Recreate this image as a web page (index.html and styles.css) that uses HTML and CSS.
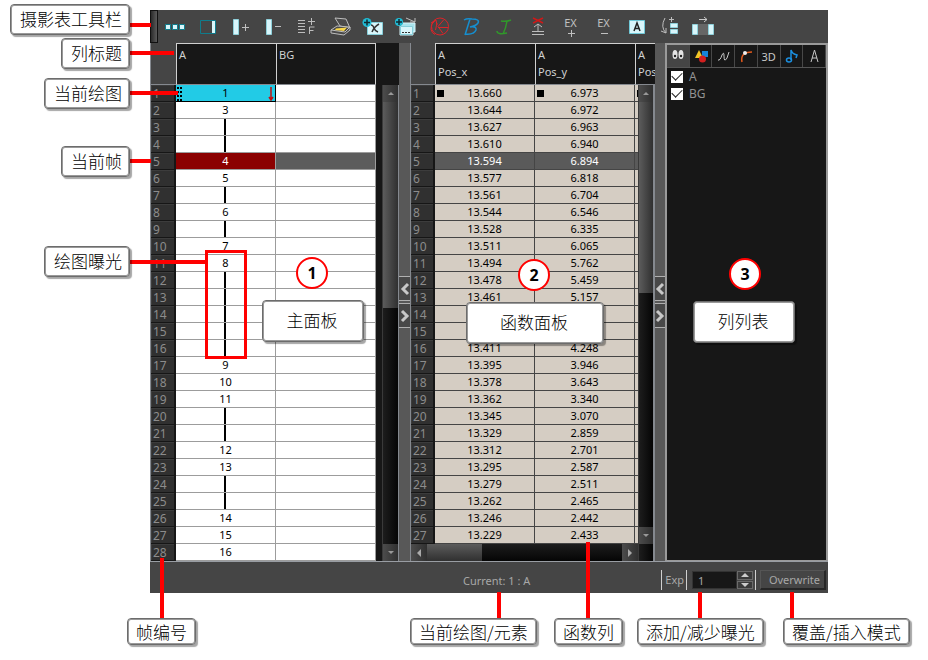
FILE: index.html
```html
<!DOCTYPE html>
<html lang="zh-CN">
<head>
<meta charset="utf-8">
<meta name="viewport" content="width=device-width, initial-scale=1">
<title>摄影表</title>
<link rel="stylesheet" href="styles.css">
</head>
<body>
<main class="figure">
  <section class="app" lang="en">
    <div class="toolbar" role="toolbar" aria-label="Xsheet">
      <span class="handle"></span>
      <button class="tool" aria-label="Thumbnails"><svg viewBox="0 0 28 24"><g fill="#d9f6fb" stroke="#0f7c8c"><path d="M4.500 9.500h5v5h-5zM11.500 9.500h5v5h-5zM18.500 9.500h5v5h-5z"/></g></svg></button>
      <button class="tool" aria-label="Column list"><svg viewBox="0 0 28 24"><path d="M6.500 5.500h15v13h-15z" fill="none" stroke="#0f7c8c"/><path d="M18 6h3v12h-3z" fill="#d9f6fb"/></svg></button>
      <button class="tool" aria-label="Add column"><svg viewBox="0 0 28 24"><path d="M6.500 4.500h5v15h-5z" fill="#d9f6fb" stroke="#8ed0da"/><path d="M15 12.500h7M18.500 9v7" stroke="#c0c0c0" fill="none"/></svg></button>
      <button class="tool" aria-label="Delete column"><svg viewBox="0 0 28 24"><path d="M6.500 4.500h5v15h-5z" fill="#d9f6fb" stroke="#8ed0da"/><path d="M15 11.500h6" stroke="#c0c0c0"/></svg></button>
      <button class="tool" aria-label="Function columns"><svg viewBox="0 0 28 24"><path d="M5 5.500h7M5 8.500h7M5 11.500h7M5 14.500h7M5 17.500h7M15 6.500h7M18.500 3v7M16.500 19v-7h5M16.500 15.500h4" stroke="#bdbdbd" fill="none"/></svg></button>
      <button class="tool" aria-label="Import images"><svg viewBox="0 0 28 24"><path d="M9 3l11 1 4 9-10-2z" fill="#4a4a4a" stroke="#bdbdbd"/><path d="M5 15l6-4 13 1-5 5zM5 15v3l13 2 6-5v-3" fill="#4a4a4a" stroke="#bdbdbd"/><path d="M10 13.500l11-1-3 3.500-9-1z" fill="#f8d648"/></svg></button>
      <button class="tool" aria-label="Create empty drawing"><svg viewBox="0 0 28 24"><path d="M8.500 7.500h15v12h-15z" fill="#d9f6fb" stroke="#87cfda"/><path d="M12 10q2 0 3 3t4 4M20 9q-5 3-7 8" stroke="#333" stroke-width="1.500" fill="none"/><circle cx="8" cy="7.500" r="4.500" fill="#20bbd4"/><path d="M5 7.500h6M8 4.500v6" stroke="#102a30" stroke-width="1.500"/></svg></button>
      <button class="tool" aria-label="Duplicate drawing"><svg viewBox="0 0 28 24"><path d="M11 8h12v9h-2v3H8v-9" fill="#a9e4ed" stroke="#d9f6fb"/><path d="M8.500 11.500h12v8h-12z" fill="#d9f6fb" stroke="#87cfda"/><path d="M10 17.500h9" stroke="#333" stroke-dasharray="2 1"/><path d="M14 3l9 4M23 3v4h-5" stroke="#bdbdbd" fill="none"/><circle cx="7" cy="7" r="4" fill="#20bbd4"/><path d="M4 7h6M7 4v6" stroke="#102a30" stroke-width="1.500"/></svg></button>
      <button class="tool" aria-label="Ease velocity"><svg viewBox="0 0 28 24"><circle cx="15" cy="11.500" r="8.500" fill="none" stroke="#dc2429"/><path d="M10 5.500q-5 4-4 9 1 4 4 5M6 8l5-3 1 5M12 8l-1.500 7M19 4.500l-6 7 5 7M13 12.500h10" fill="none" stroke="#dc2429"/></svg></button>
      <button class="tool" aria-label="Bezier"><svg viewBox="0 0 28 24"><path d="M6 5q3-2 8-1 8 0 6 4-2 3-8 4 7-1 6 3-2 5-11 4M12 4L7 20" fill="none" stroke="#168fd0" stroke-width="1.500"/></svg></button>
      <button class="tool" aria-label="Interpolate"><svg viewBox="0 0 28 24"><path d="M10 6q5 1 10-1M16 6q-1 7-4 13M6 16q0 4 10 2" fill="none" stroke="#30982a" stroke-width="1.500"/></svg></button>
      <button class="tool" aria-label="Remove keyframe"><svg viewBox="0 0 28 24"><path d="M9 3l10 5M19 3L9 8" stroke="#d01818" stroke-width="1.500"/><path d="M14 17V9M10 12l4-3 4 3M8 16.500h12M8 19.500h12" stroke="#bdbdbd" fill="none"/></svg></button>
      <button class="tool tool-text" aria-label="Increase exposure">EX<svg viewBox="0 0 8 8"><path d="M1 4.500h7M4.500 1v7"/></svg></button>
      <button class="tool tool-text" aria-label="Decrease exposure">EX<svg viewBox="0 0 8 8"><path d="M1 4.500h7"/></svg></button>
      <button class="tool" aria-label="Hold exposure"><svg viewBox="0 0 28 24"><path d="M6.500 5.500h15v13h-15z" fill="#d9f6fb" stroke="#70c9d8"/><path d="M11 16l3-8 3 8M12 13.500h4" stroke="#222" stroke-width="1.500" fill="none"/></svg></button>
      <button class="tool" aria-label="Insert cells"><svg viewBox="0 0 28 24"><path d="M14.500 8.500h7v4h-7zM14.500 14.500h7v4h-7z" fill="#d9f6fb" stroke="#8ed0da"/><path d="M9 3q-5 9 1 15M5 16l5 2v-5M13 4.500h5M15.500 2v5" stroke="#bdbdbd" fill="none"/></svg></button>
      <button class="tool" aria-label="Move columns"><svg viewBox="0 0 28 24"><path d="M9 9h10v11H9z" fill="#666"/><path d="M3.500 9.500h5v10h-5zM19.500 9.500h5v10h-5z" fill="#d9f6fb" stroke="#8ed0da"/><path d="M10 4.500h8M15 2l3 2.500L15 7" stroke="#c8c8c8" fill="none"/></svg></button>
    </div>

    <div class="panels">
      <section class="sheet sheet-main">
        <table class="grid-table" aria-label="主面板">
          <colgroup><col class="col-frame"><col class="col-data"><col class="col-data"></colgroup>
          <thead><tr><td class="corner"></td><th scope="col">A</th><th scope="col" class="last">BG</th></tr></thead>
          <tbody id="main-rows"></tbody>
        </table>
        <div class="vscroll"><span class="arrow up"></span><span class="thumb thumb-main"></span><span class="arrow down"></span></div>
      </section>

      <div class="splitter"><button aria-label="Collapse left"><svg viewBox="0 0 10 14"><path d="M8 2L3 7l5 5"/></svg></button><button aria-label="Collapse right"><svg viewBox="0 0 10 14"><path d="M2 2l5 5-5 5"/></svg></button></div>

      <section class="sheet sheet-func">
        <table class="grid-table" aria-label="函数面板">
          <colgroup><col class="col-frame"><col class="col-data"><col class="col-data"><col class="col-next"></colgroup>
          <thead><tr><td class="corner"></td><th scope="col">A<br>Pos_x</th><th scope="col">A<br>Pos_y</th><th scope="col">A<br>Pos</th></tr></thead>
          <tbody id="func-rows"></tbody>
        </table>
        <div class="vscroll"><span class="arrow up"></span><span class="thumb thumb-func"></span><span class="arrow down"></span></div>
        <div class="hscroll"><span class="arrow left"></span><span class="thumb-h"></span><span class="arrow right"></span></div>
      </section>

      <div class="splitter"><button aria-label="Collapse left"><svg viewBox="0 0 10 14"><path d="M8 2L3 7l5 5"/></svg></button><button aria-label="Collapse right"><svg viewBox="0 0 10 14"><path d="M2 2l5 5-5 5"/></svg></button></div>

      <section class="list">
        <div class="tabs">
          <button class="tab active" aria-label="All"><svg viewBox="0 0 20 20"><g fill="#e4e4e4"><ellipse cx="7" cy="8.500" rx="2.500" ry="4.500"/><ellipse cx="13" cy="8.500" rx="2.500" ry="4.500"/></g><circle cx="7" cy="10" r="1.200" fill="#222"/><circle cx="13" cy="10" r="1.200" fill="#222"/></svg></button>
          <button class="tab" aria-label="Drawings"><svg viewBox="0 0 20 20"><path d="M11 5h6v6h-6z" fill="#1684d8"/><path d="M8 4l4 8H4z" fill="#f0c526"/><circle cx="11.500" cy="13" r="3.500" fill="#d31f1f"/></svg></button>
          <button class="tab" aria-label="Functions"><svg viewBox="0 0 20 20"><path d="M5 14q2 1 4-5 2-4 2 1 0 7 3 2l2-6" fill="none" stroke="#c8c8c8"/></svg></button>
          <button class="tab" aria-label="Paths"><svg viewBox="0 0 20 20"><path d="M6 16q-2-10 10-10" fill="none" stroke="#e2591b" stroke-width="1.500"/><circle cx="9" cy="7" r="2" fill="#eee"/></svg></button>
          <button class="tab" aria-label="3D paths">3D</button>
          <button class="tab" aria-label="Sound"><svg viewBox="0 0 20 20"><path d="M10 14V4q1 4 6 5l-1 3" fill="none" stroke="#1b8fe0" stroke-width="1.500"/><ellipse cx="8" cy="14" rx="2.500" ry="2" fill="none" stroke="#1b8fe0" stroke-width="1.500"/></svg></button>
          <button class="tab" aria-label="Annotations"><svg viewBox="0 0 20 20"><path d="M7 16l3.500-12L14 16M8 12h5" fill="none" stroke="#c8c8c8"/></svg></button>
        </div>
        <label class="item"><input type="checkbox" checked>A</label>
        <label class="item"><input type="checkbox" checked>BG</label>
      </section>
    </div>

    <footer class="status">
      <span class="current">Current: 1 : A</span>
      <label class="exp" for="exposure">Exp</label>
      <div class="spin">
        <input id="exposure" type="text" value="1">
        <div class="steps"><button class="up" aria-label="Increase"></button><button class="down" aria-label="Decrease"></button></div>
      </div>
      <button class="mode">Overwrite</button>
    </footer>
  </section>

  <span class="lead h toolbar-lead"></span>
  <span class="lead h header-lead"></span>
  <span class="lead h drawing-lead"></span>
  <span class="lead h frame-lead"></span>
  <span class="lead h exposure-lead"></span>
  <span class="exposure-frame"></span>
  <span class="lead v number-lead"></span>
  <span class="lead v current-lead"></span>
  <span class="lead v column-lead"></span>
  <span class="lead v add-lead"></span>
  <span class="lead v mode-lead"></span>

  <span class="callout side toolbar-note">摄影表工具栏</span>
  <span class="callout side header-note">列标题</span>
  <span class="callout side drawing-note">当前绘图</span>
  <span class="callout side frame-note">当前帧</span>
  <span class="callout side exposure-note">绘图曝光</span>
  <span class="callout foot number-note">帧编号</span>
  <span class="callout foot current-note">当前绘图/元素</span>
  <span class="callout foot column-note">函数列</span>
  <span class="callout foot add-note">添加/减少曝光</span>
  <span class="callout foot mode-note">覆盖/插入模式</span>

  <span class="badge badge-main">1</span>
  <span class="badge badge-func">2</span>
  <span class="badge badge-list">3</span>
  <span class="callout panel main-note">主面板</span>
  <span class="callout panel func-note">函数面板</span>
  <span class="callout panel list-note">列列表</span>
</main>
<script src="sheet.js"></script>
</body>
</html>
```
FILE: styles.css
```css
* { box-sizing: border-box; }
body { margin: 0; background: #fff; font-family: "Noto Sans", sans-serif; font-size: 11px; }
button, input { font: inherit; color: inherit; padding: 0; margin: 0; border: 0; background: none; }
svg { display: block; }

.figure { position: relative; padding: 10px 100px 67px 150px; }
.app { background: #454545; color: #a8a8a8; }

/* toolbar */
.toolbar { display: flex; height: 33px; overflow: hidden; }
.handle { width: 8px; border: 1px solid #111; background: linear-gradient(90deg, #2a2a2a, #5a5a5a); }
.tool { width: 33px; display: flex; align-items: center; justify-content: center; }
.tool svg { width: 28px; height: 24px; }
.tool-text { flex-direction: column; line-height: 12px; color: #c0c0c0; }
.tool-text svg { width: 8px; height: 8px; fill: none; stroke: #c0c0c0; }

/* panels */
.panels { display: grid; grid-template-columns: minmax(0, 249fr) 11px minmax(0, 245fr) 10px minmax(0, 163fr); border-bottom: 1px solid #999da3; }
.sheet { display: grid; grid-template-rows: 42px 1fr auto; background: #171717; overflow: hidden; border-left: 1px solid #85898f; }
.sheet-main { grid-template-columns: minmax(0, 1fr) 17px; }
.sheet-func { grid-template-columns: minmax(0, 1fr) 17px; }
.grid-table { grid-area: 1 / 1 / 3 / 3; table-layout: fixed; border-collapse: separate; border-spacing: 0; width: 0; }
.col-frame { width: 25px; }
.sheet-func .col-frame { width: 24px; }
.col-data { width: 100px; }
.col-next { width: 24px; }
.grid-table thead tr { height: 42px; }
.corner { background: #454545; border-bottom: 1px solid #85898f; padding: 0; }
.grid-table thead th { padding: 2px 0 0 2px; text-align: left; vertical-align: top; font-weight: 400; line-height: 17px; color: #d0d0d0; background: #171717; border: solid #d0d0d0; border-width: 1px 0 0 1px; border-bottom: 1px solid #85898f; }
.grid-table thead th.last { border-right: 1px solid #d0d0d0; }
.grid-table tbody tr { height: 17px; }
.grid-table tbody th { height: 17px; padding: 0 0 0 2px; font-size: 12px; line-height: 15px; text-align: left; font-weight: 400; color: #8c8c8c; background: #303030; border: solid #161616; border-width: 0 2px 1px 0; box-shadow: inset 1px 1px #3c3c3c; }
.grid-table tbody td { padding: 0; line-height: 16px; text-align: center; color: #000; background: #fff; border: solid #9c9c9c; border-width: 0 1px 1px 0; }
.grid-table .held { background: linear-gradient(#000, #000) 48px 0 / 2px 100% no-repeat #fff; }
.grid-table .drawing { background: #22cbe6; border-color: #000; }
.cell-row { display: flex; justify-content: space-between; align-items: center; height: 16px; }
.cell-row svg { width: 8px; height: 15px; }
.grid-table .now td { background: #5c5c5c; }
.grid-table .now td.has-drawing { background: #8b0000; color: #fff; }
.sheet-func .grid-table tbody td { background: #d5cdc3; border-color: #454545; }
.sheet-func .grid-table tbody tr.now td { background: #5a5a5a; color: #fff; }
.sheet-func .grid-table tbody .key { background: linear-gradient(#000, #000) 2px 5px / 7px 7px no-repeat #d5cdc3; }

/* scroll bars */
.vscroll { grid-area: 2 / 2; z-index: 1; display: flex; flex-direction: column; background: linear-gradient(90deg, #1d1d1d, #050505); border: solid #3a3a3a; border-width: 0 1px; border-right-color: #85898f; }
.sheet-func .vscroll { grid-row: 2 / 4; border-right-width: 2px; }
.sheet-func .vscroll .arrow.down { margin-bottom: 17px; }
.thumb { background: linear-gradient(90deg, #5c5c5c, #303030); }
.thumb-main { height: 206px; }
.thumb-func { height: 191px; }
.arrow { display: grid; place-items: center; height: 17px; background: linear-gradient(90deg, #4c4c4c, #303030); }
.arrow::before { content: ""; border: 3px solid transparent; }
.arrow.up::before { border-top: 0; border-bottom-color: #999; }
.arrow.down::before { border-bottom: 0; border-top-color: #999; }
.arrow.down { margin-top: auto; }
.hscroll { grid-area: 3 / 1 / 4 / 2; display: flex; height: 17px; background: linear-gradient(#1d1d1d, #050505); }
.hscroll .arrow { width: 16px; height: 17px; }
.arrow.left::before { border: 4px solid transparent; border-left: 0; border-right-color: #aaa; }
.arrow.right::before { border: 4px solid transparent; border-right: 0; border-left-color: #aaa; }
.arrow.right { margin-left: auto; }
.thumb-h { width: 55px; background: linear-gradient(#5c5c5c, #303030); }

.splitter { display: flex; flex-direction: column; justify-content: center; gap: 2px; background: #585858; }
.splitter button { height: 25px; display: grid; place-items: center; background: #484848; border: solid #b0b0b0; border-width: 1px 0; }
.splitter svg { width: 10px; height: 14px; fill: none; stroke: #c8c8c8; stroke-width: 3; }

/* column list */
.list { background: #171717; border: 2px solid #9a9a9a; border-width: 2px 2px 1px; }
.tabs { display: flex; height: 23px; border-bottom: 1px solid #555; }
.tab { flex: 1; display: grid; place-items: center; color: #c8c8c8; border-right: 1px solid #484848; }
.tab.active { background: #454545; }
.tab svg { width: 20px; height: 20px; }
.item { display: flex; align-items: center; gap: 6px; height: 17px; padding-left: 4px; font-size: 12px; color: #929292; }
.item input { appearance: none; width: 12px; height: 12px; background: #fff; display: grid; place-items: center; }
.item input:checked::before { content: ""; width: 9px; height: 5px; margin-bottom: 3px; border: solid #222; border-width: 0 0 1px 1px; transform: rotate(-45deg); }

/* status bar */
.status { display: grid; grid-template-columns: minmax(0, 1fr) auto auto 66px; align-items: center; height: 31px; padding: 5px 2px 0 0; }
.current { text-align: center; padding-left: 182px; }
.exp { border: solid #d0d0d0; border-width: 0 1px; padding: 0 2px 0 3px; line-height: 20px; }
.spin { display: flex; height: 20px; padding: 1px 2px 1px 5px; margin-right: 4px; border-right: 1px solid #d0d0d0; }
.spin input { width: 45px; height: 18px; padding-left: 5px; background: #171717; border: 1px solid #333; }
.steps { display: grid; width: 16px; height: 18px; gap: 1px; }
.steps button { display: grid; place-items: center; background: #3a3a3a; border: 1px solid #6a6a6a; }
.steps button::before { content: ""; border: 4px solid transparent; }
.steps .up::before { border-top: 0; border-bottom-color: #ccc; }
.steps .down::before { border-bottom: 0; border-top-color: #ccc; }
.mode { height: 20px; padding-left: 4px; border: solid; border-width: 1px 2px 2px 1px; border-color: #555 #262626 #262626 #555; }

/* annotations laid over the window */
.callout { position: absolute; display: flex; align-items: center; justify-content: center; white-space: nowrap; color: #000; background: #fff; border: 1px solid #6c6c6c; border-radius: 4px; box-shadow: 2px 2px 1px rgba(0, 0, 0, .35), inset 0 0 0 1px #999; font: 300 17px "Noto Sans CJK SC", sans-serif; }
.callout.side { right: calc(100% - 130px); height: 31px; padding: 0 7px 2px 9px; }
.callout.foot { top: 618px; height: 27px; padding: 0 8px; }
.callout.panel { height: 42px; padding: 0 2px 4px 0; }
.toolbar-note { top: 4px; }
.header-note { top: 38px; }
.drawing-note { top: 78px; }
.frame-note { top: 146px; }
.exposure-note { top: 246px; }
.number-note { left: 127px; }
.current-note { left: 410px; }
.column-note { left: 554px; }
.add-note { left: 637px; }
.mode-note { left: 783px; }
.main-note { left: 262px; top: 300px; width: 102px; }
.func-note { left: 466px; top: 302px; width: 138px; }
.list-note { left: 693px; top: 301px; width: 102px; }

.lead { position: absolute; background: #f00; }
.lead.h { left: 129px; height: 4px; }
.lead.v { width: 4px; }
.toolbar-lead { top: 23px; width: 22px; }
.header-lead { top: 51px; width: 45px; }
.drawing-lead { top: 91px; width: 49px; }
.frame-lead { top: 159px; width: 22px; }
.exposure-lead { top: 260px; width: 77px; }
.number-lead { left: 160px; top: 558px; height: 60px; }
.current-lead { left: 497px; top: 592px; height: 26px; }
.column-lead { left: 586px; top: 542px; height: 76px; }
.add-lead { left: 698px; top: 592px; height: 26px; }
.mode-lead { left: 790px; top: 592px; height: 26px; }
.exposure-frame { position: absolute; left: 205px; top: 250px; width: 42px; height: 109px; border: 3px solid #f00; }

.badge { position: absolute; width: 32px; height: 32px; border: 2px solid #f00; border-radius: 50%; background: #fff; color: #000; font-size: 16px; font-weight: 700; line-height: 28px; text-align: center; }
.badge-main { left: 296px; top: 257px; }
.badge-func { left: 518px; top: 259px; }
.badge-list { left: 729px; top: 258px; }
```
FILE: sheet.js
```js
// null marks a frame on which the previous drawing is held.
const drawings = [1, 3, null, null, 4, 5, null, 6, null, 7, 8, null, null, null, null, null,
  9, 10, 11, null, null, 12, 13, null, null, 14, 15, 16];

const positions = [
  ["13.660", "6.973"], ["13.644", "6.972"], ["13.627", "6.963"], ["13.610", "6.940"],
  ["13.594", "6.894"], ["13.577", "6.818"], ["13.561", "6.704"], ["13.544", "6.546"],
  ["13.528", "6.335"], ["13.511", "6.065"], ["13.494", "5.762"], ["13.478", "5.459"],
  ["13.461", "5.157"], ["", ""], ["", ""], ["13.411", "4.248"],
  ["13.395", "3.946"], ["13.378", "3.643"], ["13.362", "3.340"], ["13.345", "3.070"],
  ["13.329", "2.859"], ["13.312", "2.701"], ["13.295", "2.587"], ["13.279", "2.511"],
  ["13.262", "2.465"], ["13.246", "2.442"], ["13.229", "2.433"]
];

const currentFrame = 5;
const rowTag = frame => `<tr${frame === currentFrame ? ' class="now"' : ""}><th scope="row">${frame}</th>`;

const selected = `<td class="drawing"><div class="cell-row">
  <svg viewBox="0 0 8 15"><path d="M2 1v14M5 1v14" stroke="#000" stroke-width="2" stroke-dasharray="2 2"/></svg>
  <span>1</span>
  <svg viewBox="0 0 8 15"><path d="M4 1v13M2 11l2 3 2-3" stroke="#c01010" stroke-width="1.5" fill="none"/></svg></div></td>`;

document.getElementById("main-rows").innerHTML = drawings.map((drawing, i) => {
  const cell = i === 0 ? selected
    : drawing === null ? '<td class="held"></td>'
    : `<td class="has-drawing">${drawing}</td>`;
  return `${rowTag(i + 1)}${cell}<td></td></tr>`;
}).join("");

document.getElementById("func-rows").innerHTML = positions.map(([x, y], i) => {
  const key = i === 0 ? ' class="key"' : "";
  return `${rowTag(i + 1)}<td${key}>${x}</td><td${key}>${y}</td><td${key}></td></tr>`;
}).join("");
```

_____

=== Challenge ===
Take every line from the data that contains the word "styles".

=== Solution below ===
Recreate this image as a web page (index.html and styles.css) that uses HTML and CSS.
<link rel="stylesheet" href="styles.css">
FILE: styles.css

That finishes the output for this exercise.